[Stored entries]
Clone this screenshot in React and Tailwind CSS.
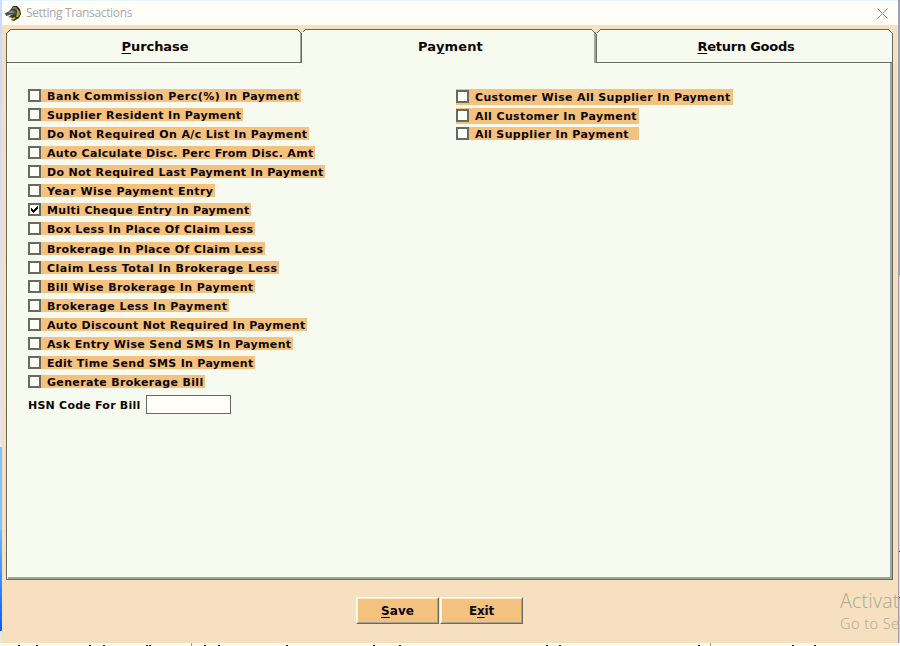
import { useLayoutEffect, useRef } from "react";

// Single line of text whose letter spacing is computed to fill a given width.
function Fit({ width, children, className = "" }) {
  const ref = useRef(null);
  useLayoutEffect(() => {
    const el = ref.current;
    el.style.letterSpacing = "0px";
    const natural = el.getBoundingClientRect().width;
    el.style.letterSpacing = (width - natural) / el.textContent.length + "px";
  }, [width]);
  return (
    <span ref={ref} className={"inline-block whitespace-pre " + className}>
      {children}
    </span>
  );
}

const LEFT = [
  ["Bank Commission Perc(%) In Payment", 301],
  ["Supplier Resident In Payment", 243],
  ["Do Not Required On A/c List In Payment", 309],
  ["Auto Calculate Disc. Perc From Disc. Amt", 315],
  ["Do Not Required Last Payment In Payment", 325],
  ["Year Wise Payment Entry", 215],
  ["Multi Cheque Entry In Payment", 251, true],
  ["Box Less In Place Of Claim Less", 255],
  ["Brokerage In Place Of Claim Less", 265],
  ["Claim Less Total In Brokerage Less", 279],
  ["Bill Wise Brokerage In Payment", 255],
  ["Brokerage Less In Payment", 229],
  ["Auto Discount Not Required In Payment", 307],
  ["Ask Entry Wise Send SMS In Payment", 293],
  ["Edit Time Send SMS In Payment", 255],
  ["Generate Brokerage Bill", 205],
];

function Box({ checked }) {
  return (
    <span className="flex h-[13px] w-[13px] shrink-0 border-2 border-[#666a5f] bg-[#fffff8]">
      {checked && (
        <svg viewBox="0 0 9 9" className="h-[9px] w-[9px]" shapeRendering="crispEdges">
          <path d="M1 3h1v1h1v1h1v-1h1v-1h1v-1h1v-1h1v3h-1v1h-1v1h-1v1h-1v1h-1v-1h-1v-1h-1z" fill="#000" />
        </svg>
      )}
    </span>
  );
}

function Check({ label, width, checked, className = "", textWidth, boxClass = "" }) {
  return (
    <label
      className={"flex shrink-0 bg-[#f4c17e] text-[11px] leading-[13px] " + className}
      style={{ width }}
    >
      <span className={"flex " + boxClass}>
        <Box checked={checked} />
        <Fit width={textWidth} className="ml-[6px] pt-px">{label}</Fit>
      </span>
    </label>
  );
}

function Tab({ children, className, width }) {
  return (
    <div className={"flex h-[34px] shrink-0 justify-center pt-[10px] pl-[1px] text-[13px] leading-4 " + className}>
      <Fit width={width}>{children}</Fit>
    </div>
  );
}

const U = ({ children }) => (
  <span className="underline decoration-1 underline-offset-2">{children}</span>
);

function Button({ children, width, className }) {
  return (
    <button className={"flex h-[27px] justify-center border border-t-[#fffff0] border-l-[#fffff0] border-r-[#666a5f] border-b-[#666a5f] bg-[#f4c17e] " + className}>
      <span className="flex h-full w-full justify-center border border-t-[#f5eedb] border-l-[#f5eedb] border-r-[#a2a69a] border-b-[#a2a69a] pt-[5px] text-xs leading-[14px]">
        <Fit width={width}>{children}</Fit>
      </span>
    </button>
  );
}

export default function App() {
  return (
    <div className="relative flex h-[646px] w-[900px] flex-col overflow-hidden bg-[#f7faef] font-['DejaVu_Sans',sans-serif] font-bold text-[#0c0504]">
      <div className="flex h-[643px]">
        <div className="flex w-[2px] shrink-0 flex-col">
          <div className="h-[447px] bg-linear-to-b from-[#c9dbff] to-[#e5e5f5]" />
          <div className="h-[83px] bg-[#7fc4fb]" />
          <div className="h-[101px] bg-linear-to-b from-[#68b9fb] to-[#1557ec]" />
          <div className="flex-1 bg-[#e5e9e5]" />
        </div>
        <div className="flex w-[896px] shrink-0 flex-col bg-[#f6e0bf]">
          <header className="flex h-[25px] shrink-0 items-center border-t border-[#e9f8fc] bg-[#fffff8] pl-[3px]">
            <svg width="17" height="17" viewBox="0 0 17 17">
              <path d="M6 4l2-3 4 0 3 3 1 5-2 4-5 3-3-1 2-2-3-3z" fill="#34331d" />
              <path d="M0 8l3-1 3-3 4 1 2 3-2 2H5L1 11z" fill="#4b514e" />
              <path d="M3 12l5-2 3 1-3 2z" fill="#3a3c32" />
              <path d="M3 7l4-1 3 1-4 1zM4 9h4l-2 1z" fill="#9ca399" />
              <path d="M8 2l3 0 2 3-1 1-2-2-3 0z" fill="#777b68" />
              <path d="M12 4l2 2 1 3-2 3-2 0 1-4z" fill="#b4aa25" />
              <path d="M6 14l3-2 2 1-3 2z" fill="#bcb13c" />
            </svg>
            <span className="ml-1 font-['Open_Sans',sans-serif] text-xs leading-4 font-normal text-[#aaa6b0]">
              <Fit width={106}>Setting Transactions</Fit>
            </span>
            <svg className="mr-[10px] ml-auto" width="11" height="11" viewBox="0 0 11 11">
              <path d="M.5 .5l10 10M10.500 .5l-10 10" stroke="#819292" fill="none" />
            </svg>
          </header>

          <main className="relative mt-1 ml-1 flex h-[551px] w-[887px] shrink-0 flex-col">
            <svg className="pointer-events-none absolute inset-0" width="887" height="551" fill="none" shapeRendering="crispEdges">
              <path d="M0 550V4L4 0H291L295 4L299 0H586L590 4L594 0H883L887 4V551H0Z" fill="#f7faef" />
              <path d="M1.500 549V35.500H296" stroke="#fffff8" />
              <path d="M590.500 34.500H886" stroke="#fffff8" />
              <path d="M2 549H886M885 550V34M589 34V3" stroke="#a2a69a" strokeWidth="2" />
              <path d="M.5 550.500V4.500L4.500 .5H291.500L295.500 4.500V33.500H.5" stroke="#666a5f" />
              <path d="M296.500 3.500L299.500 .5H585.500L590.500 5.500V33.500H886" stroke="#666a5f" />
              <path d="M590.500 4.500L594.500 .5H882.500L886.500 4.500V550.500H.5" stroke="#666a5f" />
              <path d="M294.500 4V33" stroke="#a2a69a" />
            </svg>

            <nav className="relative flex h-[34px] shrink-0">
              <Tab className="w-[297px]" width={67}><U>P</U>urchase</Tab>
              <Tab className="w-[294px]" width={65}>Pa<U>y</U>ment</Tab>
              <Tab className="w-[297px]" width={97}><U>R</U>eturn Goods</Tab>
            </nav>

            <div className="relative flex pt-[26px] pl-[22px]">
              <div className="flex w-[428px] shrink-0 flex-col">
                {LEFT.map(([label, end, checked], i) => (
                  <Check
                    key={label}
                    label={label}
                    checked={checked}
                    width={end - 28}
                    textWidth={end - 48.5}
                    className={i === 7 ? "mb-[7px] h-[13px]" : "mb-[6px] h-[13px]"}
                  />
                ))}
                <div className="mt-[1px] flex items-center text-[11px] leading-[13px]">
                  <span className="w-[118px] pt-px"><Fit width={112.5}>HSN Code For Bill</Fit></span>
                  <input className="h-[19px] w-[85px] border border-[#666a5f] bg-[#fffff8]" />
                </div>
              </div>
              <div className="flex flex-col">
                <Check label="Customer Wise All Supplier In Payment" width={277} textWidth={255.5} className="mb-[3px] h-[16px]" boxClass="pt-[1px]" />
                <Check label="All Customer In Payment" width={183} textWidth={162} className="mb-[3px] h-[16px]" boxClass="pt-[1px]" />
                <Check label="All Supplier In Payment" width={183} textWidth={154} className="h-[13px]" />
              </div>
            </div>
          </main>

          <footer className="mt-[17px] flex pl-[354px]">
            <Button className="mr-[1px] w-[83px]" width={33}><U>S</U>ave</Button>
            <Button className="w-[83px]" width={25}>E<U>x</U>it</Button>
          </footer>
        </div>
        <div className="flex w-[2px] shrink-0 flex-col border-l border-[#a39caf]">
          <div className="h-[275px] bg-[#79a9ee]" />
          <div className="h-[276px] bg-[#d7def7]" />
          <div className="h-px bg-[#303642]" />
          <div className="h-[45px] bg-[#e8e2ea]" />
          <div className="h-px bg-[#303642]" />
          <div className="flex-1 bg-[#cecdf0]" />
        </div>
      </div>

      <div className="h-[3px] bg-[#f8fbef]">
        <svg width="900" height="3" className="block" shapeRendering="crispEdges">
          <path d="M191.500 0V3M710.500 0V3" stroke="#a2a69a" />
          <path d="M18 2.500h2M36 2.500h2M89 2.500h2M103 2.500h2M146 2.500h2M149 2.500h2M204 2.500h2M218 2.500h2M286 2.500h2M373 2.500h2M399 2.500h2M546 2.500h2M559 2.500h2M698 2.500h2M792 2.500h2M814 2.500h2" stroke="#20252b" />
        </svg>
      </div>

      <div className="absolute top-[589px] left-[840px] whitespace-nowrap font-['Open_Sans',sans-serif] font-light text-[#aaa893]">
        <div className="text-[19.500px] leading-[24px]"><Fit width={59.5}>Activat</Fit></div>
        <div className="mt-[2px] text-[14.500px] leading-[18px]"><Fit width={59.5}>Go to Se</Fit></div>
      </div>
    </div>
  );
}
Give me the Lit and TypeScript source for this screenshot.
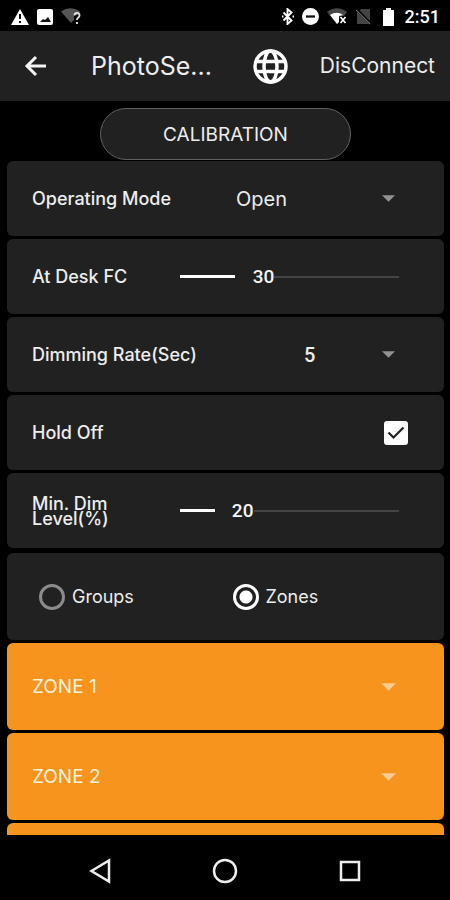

__EXERCISE AIM__: Select every line in the material above where the string "screenshot" occurs, and copy it.

__EXPECTED OUTPUT__:
Clone this screenshot in React and Tailwind CSS.
Give me the Lit and TypeScript source for this screenshot.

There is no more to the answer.